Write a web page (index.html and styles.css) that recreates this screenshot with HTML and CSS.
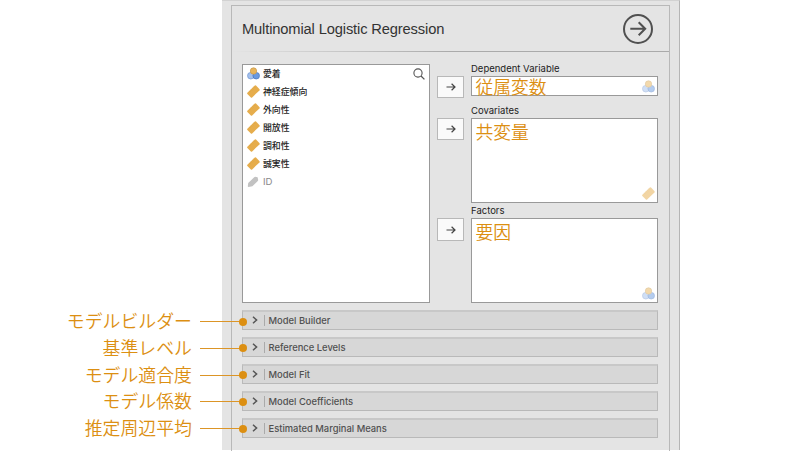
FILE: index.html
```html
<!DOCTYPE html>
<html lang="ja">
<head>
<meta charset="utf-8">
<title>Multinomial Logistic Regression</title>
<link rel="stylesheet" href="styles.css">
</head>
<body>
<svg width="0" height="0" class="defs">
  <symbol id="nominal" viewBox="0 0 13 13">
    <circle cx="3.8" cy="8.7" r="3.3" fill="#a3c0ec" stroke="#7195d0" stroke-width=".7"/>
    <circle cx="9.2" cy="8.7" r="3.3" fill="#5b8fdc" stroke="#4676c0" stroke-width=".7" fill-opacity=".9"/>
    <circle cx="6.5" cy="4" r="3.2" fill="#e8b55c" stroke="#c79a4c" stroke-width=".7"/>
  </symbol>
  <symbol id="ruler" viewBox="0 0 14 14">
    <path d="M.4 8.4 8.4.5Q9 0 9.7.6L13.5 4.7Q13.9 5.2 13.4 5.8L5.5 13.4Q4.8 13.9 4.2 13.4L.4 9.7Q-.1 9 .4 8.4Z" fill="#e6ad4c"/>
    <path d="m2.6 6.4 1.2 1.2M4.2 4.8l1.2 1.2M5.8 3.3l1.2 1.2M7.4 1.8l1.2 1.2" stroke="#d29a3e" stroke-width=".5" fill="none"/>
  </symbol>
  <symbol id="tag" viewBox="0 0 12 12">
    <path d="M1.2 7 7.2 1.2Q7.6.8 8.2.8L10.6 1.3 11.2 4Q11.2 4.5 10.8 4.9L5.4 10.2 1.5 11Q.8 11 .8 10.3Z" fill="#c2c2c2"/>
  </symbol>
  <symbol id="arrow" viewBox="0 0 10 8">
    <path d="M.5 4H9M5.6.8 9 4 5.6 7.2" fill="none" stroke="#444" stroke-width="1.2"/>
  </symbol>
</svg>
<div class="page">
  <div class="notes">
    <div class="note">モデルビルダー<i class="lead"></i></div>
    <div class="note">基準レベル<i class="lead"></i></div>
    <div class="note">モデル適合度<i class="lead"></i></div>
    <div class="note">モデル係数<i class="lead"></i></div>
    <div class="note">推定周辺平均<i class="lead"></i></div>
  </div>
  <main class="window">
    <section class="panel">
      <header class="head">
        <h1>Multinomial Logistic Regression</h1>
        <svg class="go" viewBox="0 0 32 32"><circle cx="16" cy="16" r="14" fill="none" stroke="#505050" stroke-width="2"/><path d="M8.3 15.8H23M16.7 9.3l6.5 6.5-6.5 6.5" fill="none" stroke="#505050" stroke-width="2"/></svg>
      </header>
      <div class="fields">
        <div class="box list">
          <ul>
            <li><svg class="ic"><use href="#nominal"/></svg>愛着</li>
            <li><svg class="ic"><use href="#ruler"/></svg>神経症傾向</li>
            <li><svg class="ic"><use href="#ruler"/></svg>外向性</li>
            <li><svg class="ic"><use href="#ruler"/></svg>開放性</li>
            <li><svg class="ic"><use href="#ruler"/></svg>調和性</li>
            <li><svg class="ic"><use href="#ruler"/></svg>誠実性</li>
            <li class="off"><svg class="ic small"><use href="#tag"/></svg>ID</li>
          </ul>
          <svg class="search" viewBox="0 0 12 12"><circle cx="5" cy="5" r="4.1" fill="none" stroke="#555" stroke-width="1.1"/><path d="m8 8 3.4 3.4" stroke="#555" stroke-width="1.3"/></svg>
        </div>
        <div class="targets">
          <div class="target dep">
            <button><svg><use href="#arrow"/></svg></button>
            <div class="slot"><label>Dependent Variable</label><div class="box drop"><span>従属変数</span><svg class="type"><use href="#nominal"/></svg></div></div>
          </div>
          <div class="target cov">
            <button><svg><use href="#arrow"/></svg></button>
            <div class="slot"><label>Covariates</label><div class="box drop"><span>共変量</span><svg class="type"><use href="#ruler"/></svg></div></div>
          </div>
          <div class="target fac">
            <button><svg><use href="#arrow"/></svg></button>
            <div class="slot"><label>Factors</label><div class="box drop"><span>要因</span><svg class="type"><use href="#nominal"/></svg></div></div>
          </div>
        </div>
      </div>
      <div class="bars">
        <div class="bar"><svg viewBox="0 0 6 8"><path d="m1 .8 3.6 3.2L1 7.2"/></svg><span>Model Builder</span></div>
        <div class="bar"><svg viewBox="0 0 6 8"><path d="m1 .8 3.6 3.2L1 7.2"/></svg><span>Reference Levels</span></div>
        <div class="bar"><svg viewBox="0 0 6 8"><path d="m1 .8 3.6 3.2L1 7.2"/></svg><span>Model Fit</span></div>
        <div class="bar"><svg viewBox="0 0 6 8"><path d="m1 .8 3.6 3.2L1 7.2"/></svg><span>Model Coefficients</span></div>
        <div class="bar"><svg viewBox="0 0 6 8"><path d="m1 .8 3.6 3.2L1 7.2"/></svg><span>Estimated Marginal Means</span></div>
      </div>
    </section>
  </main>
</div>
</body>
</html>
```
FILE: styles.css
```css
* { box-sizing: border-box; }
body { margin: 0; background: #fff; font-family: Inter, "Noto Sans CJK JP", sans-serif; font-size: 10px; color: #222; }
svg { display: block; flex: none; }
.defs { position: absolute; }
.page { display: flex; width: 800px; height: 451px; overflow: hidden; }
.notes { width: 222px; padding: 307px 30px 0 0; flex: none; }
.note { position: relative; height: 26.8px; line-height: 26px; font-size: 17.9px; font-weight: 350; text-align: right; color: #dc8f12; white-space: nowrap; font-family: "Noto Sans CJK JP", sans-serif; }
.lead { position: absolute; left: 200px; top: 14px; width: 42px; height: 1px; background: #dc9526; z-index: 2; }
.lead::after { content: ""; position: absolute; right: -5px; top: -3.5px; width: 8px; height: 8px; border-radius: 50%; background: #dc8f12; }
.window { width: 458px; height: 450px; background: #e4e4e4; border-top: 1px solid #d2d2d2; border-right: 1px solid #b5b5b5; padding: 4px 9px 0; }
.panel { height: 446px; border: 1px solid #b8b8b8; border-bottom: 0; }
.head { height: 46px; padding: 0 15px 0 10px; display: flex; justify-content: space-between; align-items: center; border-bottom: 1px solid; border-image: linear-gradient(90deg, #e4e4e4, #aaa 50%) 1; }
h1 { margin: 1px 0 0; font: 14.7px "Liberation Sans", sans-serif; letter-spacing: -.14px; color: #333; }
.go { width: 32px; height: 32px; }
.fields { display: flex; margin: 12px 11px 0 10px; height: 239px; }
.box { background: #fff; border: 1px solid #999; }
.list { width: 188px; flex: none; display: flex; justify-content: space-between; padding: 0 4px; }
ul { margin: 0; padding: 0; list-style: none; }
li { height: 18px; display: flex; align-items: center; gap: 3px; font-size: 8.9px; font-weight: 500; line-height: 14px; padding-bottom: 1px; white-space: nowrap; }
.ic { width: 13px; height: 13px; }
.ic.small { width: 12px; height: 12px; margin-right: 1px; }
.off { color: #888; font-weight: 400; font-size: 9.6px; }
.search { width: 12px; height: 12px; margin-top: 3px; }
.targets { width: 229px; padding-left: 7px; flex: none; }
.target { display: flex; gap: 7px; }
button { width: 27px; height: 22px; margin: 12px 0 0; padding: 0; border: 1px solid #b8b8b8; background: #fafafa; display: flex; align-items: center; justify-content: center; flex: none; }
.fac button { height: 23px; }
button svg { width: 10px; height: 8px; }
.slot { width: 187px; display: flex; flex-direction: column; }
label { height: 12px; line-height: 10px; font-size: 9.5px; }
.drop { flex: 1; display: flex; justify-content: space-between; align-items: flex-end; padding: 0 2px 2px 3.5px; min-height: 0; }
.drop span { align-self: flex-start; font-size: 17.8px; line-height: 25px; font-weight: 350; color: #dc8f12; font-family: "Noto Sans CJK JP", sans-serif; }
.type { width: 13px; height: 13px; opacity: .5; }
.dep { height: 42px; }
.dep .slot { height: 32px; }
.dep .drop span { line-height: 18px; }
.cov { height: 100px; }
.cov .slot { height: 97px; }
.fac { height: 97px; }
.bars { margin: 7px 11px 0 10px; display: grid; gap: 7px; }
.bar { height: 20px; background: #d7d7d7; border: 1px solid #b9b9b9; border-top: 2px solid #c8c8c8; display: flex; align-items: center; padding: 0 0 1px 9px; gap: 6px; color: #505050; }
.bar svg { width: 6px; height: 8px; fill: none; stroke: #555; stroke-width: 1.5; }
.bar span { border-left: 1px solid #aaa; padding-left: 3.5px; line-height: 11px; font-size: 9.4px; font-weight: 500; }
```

Given problem
Return a copy of every line that includes the word "styles".

The output
Write a web page (index.html and styles.css) that recreates this screenshot with HTML and CSS.
<link rel="stylesheet" href="styles.css">
FILE: styles.css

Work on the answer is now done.